### PROVIDED INFORMATION ###

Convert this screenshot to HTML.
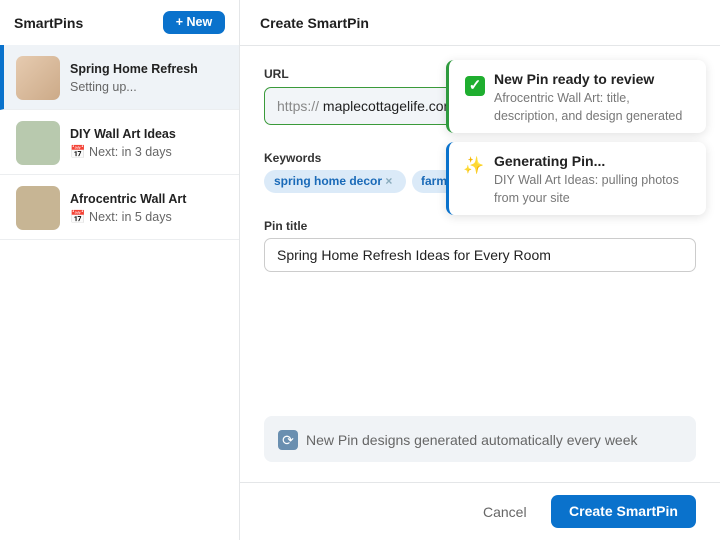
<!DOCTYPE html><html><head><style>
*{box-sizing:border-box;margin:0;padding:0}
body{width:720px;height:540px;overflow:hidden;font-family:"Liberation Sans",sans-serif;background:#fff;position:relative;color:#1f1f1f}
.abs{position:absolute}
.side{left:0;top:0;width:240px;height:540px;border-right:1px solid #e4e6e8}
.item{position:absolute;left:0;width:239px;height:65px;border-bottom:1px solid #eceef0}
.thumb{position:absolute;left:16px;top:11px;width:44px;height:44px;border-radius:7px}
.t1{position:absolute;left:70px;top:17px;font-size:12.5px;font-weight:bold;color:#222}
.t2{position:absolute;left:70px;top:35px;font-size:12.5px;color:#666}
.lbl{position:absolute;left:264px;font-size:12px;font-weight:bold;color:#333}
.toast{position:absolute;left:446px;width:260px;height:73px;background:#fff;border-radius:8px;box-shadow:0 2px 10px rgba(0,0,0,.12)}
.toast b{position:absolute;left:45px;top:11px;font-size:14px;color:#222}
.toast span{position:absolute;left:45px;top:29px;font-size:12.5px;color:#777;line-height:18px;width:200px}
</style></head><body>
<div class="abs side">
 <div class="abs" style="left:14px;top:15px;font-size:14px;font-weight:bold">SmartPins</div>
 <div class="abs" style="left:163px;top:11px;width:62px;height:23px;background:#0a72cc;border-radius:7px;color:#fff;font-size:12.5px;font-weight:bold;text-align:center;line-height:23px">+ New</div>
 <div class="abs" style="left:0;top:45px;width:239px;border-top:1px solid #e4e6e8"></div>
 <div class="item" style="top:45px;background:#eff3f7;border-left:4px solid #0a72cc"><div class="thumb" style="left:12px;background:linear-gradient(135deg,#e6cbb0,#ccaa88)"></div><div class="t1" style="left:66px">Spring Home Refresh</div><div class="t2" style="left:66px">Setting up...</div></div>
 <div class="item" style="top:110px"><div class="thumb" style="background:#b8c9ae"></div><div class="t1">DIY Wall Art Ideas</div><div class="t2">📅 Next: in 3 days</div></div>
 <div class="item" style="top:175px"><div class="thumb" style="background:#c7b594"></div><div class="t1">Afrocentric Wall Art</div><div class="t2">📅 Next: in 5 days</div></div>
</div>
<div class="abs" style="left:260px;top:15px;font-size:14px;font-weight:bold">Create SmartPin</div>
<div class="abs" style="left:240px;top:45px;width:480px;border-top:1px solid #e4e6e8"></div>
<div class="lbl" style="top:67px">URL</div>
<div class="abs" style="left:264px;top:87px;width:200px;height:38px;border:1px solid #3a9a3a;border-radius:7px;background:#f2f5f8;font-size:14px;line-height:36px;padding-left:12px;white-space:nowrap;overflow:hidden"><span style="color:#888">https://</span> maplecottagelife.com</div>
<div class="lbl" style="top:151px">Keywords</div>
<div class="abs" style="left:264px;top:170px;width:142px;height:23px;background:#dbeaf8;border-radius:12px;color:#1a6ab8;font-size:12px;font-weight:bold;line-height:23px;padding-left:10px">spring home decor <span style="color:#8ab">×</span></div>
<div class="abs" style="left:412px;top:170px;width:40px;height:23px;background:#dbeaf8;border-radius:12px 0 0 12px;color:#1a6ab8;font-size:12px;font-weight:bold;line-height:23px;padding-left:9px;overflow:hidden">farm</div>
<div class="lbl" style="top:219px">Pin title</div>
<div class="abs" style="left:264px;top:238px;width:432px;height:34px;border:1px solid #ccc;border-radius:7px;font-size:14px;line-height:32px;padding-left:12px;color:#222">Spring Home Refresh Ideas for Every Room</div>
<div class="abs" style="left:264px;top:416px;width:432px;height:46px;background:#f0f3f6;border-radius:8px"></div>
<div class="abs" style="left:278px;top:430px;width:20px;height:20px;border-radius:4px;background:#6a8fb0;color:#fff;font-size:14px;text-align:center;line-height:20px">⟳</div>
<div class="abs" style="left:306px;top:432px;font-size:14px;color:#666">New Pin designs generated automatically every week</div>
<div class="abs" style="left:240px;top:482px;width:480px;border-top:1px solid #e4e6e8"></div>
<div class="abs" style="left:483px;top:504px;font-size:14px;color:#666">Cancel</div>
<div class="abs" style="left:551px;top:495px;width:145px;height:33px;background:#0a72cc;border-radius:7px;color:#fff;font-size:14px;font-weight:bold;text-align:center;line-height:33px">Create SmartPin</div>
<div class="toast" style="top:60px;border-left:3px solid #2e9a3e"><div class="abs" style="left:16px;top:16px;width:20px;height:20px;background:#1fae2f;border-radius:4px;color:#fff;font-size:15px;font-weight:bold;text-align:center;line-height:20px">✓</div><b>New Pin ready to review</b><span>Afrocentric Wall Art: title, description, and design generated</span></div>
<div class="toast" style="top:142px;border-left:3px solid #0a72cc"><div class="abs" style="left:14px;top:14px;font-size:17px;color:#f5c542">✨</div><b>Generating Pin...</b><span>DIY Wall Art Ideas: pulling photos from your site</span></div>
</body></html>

###
### PROVIDED INFORMATION ###

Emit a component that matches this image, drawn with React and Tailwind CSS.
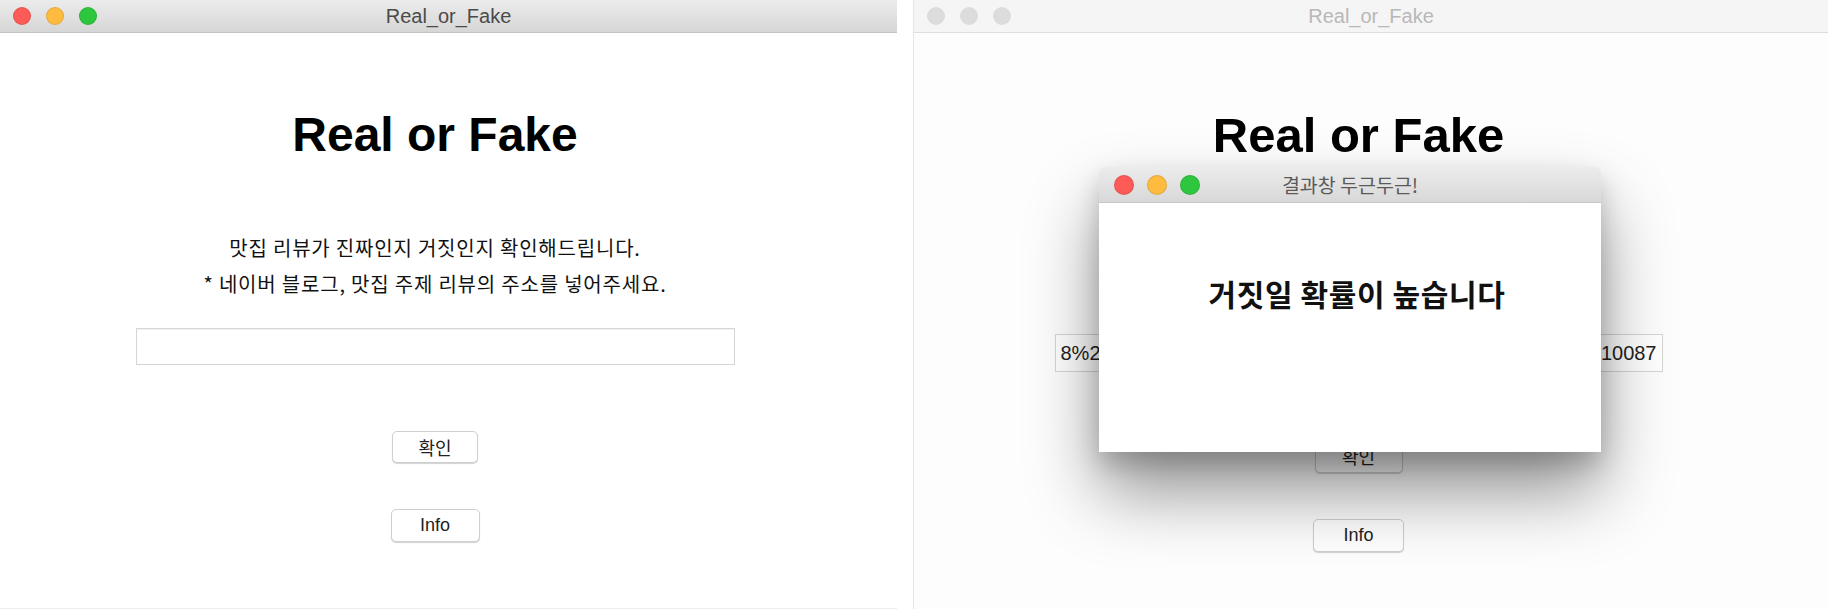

###
### PROVIDED INFORMATION ###

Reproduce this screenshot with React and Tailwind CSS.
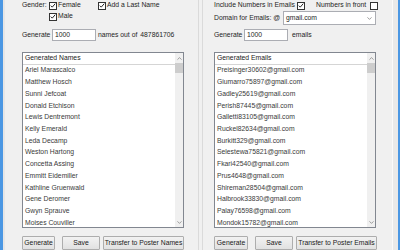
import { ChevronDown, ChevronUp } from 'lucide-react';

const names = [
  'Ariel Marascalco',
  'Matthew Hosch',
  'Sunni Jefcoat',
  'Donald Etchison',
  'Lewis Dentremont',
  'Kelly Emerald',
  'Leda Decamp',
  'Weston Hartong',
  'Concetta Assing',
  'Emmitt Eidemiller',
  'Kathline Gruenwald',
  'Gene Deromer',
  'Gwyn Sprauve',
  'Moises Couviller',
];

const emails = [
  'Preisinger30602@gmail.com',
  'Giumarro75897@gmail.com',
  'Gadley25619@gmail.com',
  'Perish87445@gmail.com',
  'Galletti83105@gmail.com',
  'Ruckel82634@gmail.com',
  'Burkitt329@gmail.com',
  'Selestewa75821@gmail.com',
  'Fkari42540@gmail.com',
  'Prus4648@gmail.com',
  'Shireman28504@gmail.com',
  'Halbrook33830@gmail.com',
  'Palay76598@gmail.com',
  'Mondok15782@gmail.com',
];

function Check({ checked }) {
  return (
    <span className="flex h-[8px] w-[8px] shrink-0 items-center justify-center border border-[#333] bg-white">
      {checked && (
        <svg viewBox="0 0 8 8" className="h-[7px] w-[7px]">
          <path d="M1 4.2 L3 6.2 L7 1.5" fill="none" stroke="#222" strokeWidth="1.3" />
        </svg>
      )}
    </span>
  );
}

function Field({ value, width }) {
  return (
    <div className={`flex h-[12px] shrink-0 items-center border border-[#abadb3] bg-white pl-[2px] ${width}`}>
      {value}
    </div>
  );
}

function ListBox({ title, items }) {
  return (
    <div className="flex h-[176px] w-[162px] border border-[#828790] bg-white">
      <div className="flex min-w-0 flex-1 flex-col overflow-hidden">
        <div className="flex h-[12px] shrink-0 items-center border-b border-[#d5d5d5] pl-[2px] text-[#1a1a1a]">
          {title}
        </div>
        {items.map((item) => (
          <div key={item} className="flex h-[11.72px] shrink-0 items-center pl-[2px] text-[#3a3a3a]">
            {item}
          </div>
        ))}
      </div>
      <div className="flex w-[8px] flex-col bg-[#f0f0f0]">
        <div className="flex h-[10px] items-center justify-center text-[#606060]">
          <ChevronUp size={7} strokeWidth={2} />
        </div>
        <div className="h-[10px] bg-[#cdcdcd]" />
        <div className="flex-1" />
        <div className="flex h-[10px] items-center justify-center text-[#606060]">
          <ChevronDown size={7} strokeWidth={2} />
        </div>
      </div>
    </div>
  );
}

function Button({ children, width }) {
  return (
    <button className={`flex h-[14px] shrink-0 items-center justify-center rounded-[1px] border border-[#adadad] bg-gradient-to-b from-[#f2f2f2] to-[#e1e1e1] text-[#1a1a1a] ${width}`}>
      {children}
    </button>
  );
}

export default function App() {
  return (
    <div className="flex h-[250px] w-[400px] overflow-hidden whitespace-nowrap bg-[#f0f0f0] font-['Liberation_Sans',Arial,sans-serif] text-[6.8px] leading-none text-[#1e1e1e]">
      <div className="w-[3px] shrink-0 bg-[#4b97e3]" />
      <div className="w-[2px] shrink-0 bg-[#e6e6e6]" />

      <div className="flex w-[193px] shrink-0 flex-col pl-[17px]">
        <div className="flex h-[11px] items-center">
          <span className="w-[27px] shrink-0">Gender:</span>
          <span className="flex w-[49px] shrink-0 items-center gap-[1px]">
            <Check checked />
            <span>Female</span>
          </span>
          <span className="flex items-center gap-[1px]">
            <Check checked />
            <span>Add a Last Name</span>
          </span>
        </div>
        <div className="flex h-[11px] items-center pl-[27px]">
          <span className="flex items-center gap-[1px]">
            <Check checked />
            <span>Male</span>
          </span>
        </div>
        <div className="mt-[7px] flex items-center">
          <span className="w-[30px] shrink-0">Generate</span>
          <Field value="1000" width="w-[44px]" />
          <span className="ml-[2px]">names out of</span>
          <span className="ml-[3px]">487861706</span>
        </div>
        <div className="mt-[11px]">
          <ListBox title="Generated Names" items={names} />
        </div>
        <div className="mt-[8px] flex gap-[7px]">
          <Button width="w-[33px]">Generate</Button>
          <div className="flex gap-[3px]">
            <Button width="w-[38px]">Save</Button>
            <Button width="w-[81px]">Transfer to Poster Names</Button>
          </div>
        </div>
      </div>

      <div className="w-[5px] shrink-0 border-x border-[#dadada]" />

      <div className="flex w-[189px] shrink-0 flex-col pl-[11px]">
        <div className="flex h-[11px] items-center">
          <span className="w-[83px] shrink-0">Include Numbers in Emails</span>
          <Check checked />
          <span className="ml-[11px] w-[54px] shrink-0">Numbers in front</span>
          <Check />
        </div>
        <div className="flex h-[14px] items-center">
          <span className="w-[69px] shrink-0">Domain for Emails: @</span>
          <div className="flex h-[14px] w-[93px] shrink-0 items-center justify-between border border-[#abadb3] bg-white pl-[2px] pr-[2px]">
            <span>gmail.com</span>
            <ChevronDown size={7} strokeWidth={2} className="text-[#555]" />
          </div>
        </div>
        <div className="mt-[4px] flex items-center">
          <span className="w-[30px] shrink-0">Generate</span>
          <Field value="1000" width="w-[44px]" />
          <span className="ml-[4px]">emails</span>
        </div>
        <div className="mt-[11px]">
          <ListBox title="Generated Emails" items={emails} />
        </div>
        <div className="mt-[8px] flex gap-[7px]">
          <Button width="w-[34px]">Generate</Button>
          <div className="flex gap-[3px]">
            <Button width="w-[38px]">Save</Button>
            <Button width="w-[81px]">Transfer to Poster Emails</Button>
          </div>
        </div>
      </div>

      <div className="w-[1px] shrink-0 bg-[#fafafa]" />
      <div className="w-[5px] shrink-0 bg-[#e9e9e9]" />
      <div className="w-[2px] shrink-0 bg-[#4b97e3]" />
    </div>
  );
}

###

GOAL OF THE EXERCISE: Gather each line from the listing above that holds "screenshot".

ANSWER TO THE PROBLEM:
Convert this screenshot to HTML.
Reproduce this screenshot with React and Tailwind CSS.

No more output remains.